»»

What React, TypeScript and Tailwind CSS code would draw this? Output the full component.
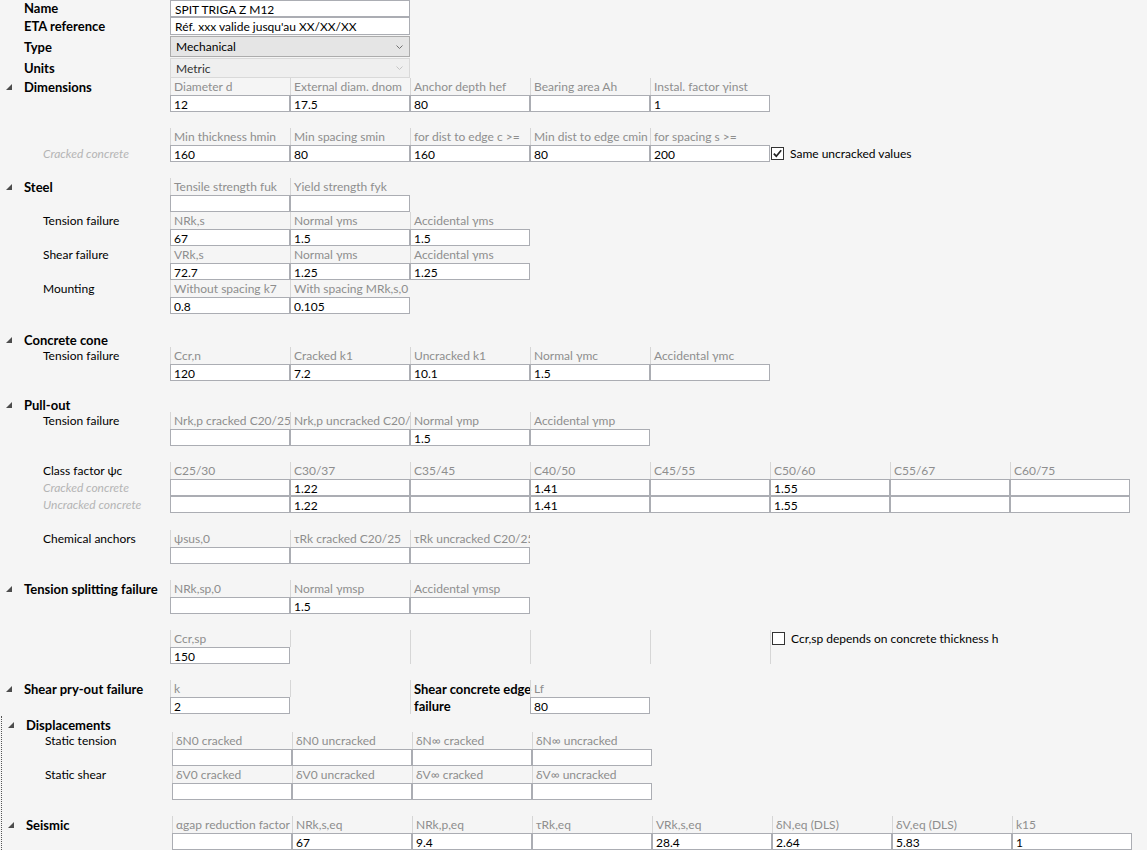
import React from 'react';

type Line = { t: string; k: 'sec' | 'sub' | 'hint' } | null;

const HDR =
  'h-[17px] w-[120px] shrink-0 border-l border-[#d6d6d6] pl-[3px] leading-[18px] text-[#8e8e8e] whitespace-nowrap overflow-hidden';
const BOX =
  'h-[17px] w-[120px] shrink-0 border border-[#abadb3] bg-white pl-[3px] pt-[1px] leading-[15px] text-black whitespace-nowrap overflow-hidden';

// small expander arrow (expanded state)
function Tri() {
  return (
    <svg width="6" height="6" viewBox="0 0 6 6" className="absolute left-[6px] top-[6px]">
      <polygon points="6,0 6,6 0,6" fill="#4d4d4d" />
    </svg>
  );
}

function SideLine({ l, h = 'h-[17px]' }: { l: Line; h?: string }) {
  if (!l) return <div className={h} />;
  if (l.k === 'sec')
    return (
      <div className={`relative ${h} leading-[18px] pl-[24px] font-bold text-[13px] whitespace-nowrap`}>
        <Tri />
        {l.t}
      </div>
    );
  if (l.k === 'sub') return <div className={`${h} leading-[18px] pl-[43px] whitespace-nowrap`}>{l.t}</div>;
  return <div className={`${h} leading-[18px] pl-[43px] italic text-[#b4b4b4] whitespace-nowrap`}>{l.t}</div>;
}

function Field({ h, v = [''] }: { h: string; v?: string[] }) {
  return (
    <div className="flex flex-col">
      <div className={HDR}>{h}</div>
      {v.map((x, i) => (
        <div key={i} className={BOX}>
          {x}
        </div>
      ))}
    </div>
  );
}

function Block({ lines, children, className = '' }: { lines: Line[]; children: React.ReactNode; className?: string }) {
  return (
    <div className={`flex ${className}`}>
      <div className="w-[170px] shrink-0 flex flex-col">
        {lines.map((l, i) => (
          <SideLine key={i} l={l} />
        ))}
      </div>
      <div className="flex">{children}</div>
    </div>
  );
}

function Check({ checked, label }: { checked?: boolean; label: string }) {
  return (
    <div className="flex items-center h-[17px] pl-[1px] whitespace-nowrap">
      <div className="w-[13px] h-[13px] border border-[#333333] bg-white flex items-center justify-center">
        {checked && (
          <svg width="11" height="11" viewBox="0 0 11 11">
            <path d="M1.8 5.6 L4.3 8.2 L9.2 2.2" fill="none" stroke="#222222" strokeWidth="1.7" />
          </svg>
        )}
      </div>
      <span className="ml-[6px] leading-[18px]">{label}</span>
    </div>
  );
}

function Chevron({ color }: { color: string }) {
  return (
    <svg width="7" height="4" viewBox="0 0 7 4" className="mr-[6px]">
      <polyline points="0.5,0.5 3.5,3.5 6.5,0.5" fill="none" stroke={color} strokeWidth="1" />
    </svg>
  );
}

const sec = (t: string): Line => ({ t, k: 'sec' });
const sub = (t: string): Line => ({ t, k: 'sub' });
const hint = (t: string): Line => ({ t, k: 'hint' });

export default function App() {
  return (
    <div className="w-[1147px] h-[850px] overflow-hidden bg-[#f5f5f5] text-[12px] text-black font-['Lato',sans-serif]">
      {/* General */}
      <div className="flex h-[17px]">
        <div className="w-[170px] shrink-0 pl-[24px] font-bold text-[13px] leading-[17px]">Name</div>
        <div className="w-[240px] h-[17px] border border-[#abadb3] bg-white pl-[4px] pt-[1px] leading-[15px]">SPIT TRIGA Z M12</div>
      </div>
      <div className="flex h-[18px]">
        <div className="w-[170px] shrink-0 pl-[24px] font-bold text-[13px] leading-[19px]">ETA reference</div>
        <div className="w-[240px] h-[18px] border border-[#abadb3] bg-white pl-[4px] pt-[1px] leading-[16px]">
          Réf. xxx valide jusqu'au XX/XX/XX
        </div>
      </div>
      <div className="flex h-[21px] mt-[1px]">
        <div className="w-[170px] shrink-0 pl-[24px] font-bold text-[13px] leading-[22px]">Type</div>
        <div className="w-[240px] h-[21px] border border-[#acacac] bg-[#e5e5e5] pl-[5px] flex items-center justify-between">
          <span className="pt-[1px]">Mechanical</span>
          <Chevron color="#707070" />
        </div>
      </div>
      <div className="flex h-[20px] mt-[1px]">
        <div className="w-[170px] shrink-0 pl-[24px] font-bold text-[13px] leading-[21px]">Units</div>
        <div className="w-[240px] h-[20px] border border-[#d9d9d9] bg-[#efefef] pl-[5px] flex items-center justify-between text-[#333333]">
          <span className="pt-[1px]">Metric</span>
          <Chevron color="#c4c4c4" />
        </div>
      </div>

      {/* Dimensions */}
      <Block lines={[sec('Dimensions'), null]}>
        <Field h="Diameter d" v={['12']} />
        <Field h="External diam. dnom" v={['17.5']} />
        <Field h="Anchor depth hef" v={['80']} />
        <Field h="Bearing area Ah" />
        <Field h="Instal. factor γinst" v={['1']} />
      </Block>
      <Block lines={[null, hint('Cracked concrete')]} className="mt-[16px]">
        <Field h="Min thickness hmin" v={['160']} />
        <Field h="Min spacing smin" v={['80']} />
        <Field h="for dist to edge c >=" v={['160']} />
        <Field h="Min dist to edge cmin" v={['80']} />
        <Field h="for spacing s >=" v={['200']} />
        <div className="flex flex-col">
          <div className="h-[17px]" />
          <Check checked label="Same uncracked values" />
        </div>
      </Block>

      {/* Steel */}
      <Block lines={[sec('Steel'), null]} className="mt-[16px]">
        <Field h="Tensile strength fuk" />
        <Field h="Yield strength fyk" />
      </Block>
      <Block lines={[sub('Tension failure'), null]}>
        <Field h="NRk,s" v={['67']} />
        <Field h="Normal γms" v={['1.5']} />
        <Field h="Accidental γms" v={['1.5']} />
      </Block>
      <Block lines={[sub('Shear failure'), null]}>
        <Field h="VRk,s" v={['72.7']} />
        <Field h="Normal γms" v={['1.25']} />
        <Field h="Accidental γms" v={['1.25']} />
      </Block>
      <Block lines={[sub('Mounting'), null]}>
        <Field h="Without spacing k7" v={['0.8']} />
        <Field h="With spacing MRk,s,0" v={['0.105']} />
      </Block>

      {/* Concrete cone */}
      <div className="mt-[17px]">
        <SideLine l={sec('Concrete cone')} h="h-[16px]" />
      </div>
      <Block lines={[sub('Tension failure'), null]}>
        <Field h="Ccr,n" v={['120']} />
        <Field h="Cracked k1" v={['7.2']} />
        <Field h="Uncracked k1" v={['10.1']} />
        <Field h="Normal γmc" v={['1.5']} />
        <Field h="Accidental γmc" />
      </Block>

      {/* Pull-out */}
      <div className="mt-[15px]">
        <SideLine l={sec('Pull-out')} h="h-[16px]" />
      </div>
      <Block lines={[sub('Tension failure'), null]}>
        <Field h="Nrk,p cracked C20/25" />
        <Field h="Nrk,p uncracked C20/25" />
        <Field h="Normal γmp" v={['1.5']} />
        <Field h="Accidental γmp" />
      </Block>
      <Block lines={[sub('Class factor ψc'), hint('Cracked concrete'), hint('Uncracked concrete')]} className="mt-[16px]">
        <Field h="C25/30" v={['', '']} />
        <Field h="C30/37" v={['1.22', '1.22']} />
        <Field h="C35/45" v={['', '']} />
        <Field h="C40/50" v={['1.41', '1.41']} />
        <Field h="C45/55" v={['', '']} />
        <Field h="C50/60" v={['1.55', '1.55']} />
        <Field h="C55/67" v={['', '']} />
        <Field h="C60/75" v={['', '']} />
      </Block>
      <Block lines={[sub('Chemical anchors'), null]} className="mt-[17px]">
        <Field h="ψsus,0" />
        <Field h="τRk cracked C20/25" />
        <Field h="τRk uncracked C20/25" />
      </Block>

      {/* Tension splitting */}
      <Block lines={[sec('Tension splitting failure'), null]} className="mt-[16px]">
        <Field h="NRk,sp,0" />
        <Field h="Normal γmsp" v={['1.5']} />
        <Field h="Accidental γmsp" />
      </Block>
      <Block lines={[null, null]} className="mt-[16px]">
        <Field h="Ccr,sp" v={['150']} />
        <div className="w-[120px] h-[17px] border-l border-[#d6d6d6]" />
        <div className="w-[120px] h-[34px] border-l border-[#d6d6d6]" />
        <div className="w-[120px] h-[34px] border-l border-[#d6d6d6]" />
        <div className="w-[120px] h-[34px] border-l border-[#d6d6d6]" />
        <div className="h-[34px] border-l border-[#d6d6d6]">
          <Check label="Ccr,sp depends on concrete thickness h" />
        </div>
      </Block>

      {/* Shear pry-out */}
      <Block lines={[sec('Shear pry-out failure'), null]} className="mt-[16px]">
        <Field h="k" v={['2']} />
        <div className="w-[120px] h-[17px] border-l border-[#d6d6d6]" />
        <div className="w-[120px] h-[34px] border-l border-[#d6d6d6] pl-[3px] font-bold text-[13px] leading-[17px] pt-[1px] whitespace-nowrap">
          <div>Shear concrete edge</div>
          <div>failure</div>
        </div>
        <Field h="Lf" v={['80']} />
      </Block>

      {/* Displacements + Seismic */}
      <div className="mt-[2px] ml-[1px] border-l border-dotted border-[#555555] pb-[40px]">
        <SideLine l={sec('Displacements')} h="h-[16px]" />
        <Block lines={[sub('Static tension'), null]}>
          <Field h="δN0 cracked" />
          <Field h="δN0 uncracked" />
          <Field h="δN∞ cracked" />
          <Field h="δN∞ uncracked" />
        </Block>
        <Block lines={[sub('Static shear'), null]}>
          <Field h="δV0 cracked" />
          <Field h="δV0 uncracked" />
          <Field h="δV∞ cracked" />
          <Field h="δV∞ uncracked" />
        </Block>
        <Block lines={[sec('Seismic'), null]} className="mt-[16px]">
          <Field h="αgap reduction factor" />
          <Field h="NRk,s,eq" v={['67']} />
          <Field h="NRk,p,eq" v={['9.4']} />
          <Field h="τRk,eq" />
          <Field h="VRk,s,eq" v={['28.4']} />
          <Field h="δN,eq (DLS)" v={['2.64']} />
          <Field h="δV,eq (DLS)" v={['5.83']} />
          <Field h="k15" v={['1']} />
        </Block>
      </div>
    </div>
  );
}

««

**EXERCISE**
Repeat, exactly and in full, each line from the start of the data to the line that contains "string; k: 'sec'". Pictures do not go in.

**TASK OUTPUT**
What React, TypeScript and Tailwind CSS code would draw this? Output the full component.
import React from 'react';

type Line = { t: string; k: 'sec' | 'sub' | 'hint' } | null;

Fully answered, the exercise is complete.